To complete the following configuration steps you will need the VMWare VI Client as well as direct SSH root-access.


[3] Put your ESX host into maintenance mode.

[4] Disable the iSCSI software initiator


ESX Host: Configuration->Storage Adapters

The iSCSI Adapter is normally called vmhba32 but could be vmhba40 as well. In the details pane choose properties then configure and uncheck Enabled. Close all dialogs using OK. You will later use the reverse procedure to enable iSCSI software initiator again.

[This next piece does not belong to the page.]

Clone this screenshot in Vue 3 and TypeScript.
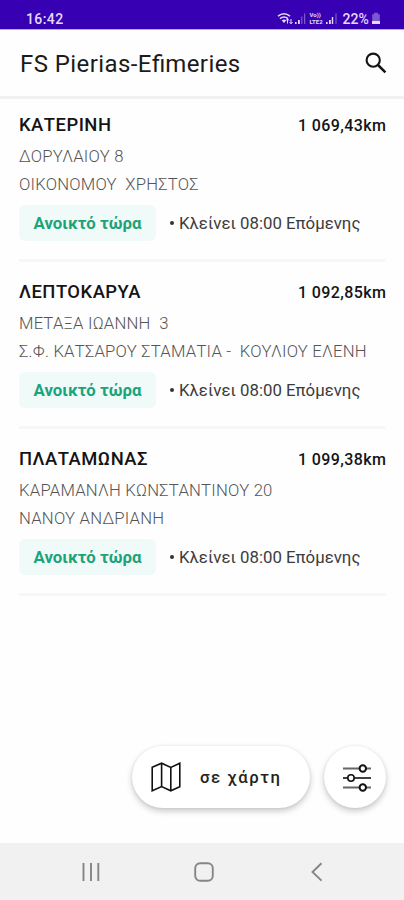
<script setup lang="ts">
interface Pharmacy {
  city: string
  distance: string
  address: string
  owner: string
}

const pharmacies: Pharmacy[] = [
  { city: 'ΚΑΤΕΡΙΝΗ', distance: '1 069,43km', address: 'ΔΟΡΥΛΑΙΟΥ 8', owner: 'ΟΙΚΟΝΟΜΟΥ  ΧΡΗΣΤΟΣ' },
  { city: 'ΛΕΠΤΟΚΑΡΥΑ', distance: '1 092,85km', address: 'ΜΕΤΑΞΑ ΙΩΑΝΝΗ  3', owner: 'Σ.Φ. ΚΑΤΣΑΡΟΥ ΣΤΑΜΑΤΙΑ -  ΚΟΥΛΙΟΥ ΕΛΕΝΗ' },
  { city: 'ΠΛΑΤΑΜΩΝΑΣ', distance: '1 099,38km', address: 'ΚΑΡΑΜΑΝΛΗ ΚΩΝΣΤΑΝΤΙΝΟΥ 20', owner: 'ΝΑΝΟΥ ΑΝΔΡΙΑΝΗ' },
]
</script>

<template>
  <div class="screen">
    <header class="status">
      <span class="clock">16:42</span>
      <div class="indicators">
        <svg class="wifi" width="17" height="14" viewBox="0 0 17 14" fill="none" stroke="currentColor">
          <path d="M1 4.2Q7 -.6 13 4.2M3 6.6Q7 3.4 11 6.6" stroke-width="1.6" />
          <path d="M4.8 8.4Q7 6.8 9.2 8.4L7 11Z" fill="currentColor" stroke="none" />
          <path d="M10.5 11.5V7M9 8.6l1.5-1.8L12 8.6M14 7v4.5M12.5 10l1.5 1.8 1.5-1.8" stroke-width="1" />
        </svg>
        <svg class="signal" width="13" height="14" viewBox="0 0 13 14" fill="currentColor">
          <path d="M1 10h1.6v2H1zM4 8h1.8v4H4z" />
          <path d="M7.2 4.5h1.2V12H7.2zM10 1.5h1.2V12H10z" opacity=".4" />
        </svg>
        <span class="volte"><span>Vo))</span><span>LTE2</span></span>
        <svg class="signal" width="13" height="14" viewBox="0 0 13 14" fill="currentColor">
          <path d="M1 10h1.6v2H1zM4 8h1.8v4H4zM6.8 5h1.4v7H6.8z" />
          <path d="M10.4 1.5h1.2V12h-1.2z" opacity=".4" />
        </svg>
        <span class="percent">22%</span>
        <svg class="battery" width="10" height="14" viewBox="0 0 10 14" fill="currentColor">
          <path d="M3 .8h4v1.4h1.8V9H1.2V2.2H3z" opacity=".4" />
          <path d="M1 9h8v3H1z" />
        </svg>
      </div>
    </header>

    <div class="appbar">
      <h1>FS Pierias-E<span class="ligature">fi</span>meries</h1>
      <svg width="22" height="22" viewBox="0 0 22 22" fill="none" stroke="#151515">
        <circle cx="8.2" cy="8.2" r="6.6" stroke-width="2.1" />
        <path d="M13 13l7.4 7.4" stroke-width="2.5" />
      </svg>
    </div>

    <main class="list">
      <article v-for="p in pharmacies" :key="p.city" class="item">
        <div class="top">
          <h2>{{ p.city }}</h2>
          <span class="distance">{{ p.distance }}</span>
        </div>
        <p class="line">{{ p.address }}</p>
        <p class="line">{{ p.owner }}</p>
        <div class="hours">
          <span class="badge">Ανοικτό τώρα</span>
          <span class="closing"><i class="dot"></i>Κλείνει 08:00 Επόμενης</span>
        </div>
      </article>
    </main>

    <div class="actions">
      <button class="fab map">
        <svg width="30" height="30" viewBox="0 0 30 30" fill="none" stroke="#111" stroke-width="1.6">
          <path d="M1.2 5.2L10.6 1.2 19.8 5.4 28.8 1.2V24.8L19.8 28.8 10.6 24.6 1.2 28.8Z" />
          <path d="M10.6 1.2V24.6M19.8 5.4V28.8" />
        </svg>
        <span>σε χάρτη</span>
      </button>
      <button class="fab filter">
        <svg width="30" height="30" viewBox="0 0 30 30" stroke="#111" fill="#fff">
          <path d="M1 5.5H29M1 24.5H29" stroke="#666" stroke-width="1.9" />
          <path d="M1 15H29" stroke-width="1.6" />
          <circle cx="20.8" cy="5.5" r="3.2" stroke-width="2" />
          <circle cx="9" cy="15" r="3.2" stroke-width="1.6" />
          <circle cx="20.8" cy="24.5" r="3.2" stroke-width="2" />
        </svg>
      </button>
    </div>

    <nav class="navbar">
      <svg width="20" height="20" viewBox="0 0 20 20" stroke="#858585" stroke-width="1.9" fill="none">
        <path d="M2.5 1v18M10 1v18M17.3 1v18" />
      </svg>
      <svg width="20" height="20" viewBox="0 0 20 20" stroke="#858585" stroke-width="1.9" fill="none">
        <rect x="1.2" y="1.2" width="17.6" height="17.6" rx="5" />
      </svg>
      <svg width="20" height="20" viewBox="0 0 20 20" stroke="#858585" stroke-width="1.9" fill="none">
        <path d="M14.5 1.2L5.5 10l9 8.6" />
      </svg>
    </nav>
  </div>
</template>

<style>
body {
  margin: 0;
}
</style>

<style scoped>
* {
  box-sizing: border-box;
}
.screen {
  width: 404px;
  height: 900px;
  display: flex;
  flex-direction: column;
  background: #fefefe;
  font-family: Roboto, "Noto Sans", sans-serif;
  overflow: hidden;
}
h1, h2, p {
  margin: 0;
}
svg {
  display: block;
  flex: none;
}
.status {
  height: 29px;
  flex: none;
  display: flex;
  justify-content: space-between;
  padding: 9px 23px 0 26px;
  background: #3800b3;
  color: #e4daf8;
}
.clock, .percent {
  font-size: 14px;
  line-height: 20px;
  font-weight: 500;
}
.clock {
  letter-spacing: 0.4px;
}
.indicators {
  display: flex;
  align-items: flex-start;
}
.indicators svg {
  margin-top: 3px;
}
.volte {
  display: flex;
  flex-direction: column;
  margin: 2px 1px 0 2px;
  width: 15px;
  font-size: 6px;
  line-height: 7px;
  font-weight: 700;
}
.percent {
  margin-left: 4px;
  letter-spacing: 0.1px;
}
.battery {
  margin-left: 2px;
}
.appbar {
  height: 70px;
  flex: none;
  display: flex;
  align-items: center;
  justify-content: space-between;
  padding: 0 17px 0 20px;
  border-top: 1px solid #b9a8e2;
  border-bottom: 3px solid #f1f1f1;
}
h1 {
  padding-top: 2px;
  font-size: 24px;
  line-height: 32px;
  font-weight: 400;
  letter-spacing: 0.42px;
  color: #1b1b1b;
}
.ligature {
  letter-spacing: 0;
}
.appbar svg {
  margin-bottom: 1px;
}
.list {
  flex: 1;
  padding: 0 18px 0 19px;
}
.item {
  height: 167px;
  padding-top: 14px;
  border-bottom: 3px solid #f7f7f7;
}
.item:first-child {
  height: 163px;
  padding-top: 10px;
}
.top {
  display: flex;
  justify-content: space-between;
  height: 34px;
  color: #141414;
}
h2 {
  font-size: 18.4px;
  font-weight: 500;
  line-height: 32px;
  letter-spacing: 0.5px;
}
.distance {
  margin-right: -0.4px;
  font-size: 16px;
  line-height: 34px;
  font-weight: 500;
  letter-spacing: 0.4px;
}
.line {
  white-space: pre;
  font-size: 16.7px;
  line-height: 27.5px;
  font-weight: 300;
  letter-spacing: 0.21px;
  color: #555;
}
.hours {
  display: flex;
  align-items: center;
  margin-top: 7px;
}
.badge {
  width: 137px;
  height: 36px;
  border-radius: 6px;
  background: #f0faf8;
  color: #1ba47b;
  text-align: center;
  font-size: 16.8px;
  line-height: 36px;
  font-weight: 700;
}
.closing {
  display: flex;
  align-items: center;
  margin-left: 14px;
  font-size: 16.8px;
  color: #3c3c3c;
}
.dot {
  width: 4px;
  height: 4px;
  margin-right: 5px;
  border-radius: 50%;
  background: #333;
}
.actions {
  display: flex;
  justify-content: flex-end;
  gap: 14px;
  padding: 0 18px 35px 0;
}
.fab {
  display: flex;
  align-items: center;
  height: 62px;
  padding: 0;
  border: 0;
  border-radius: 31px;
  background: #fff;
  box-shadow: 0 3px 6px rgba(0, 0, 0, 0.22), 0 0 3px rgba(0, 0, 0, 0.06);
  font-family: inherit;
}
.map {
  width: 178px;
  padding-left: 19px;
  gap: 19px;
  font-size: 16.7px;
  font-weight: 500;
  letter-spacing: 1.6px;
  color: #222;
}
.filter {
  width: 62px;
  padding: 1px 0 0 4px;
  justify-content: center;
}
.navbar {
  height: 57px;
  flex: none;
  display: flex;
  align-items: center;
  justify-content: space-between;
  padding: 1px 77px 0 81px;
  background: #f1f1f1;
}
</style>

[5] Clean 'vmkbindings' and 'vmkdiscovery'

  • Change directory to /var/lib/iscsi
  • Make a backup copy of the files (e.g. copy them with WinSCP to your computer)
  • Use vi-editor to clean the two files so they only contain targets which are really used by this ESX host. Delete all other lines except comments starting with # symbols
  • Delete all *.bak files in this directory

[6] Reboot your ESX host

[7] Re-Enable the iSCSI software initiator

  • Go to the same dialog as in step 4 and mark the 'Enabled' check box.
  • Close all dialogs using OK.
    • Reboot your ESX host.

[8] Verify ESX iSCSI reconnection behavior

If you did all the above steps correctly including section 2 (Access Lists) your ESX host should have started up much faster. Login to the Service Console and check 'vmkbindings' and 'vmkdiscovery'. You should not see any new iSCSI entries not belonging to this ESX host.

[9] Verify attached iSCSI datastores

  • Verify that you can browse all the iSCSI datastores as before implementing the access lists.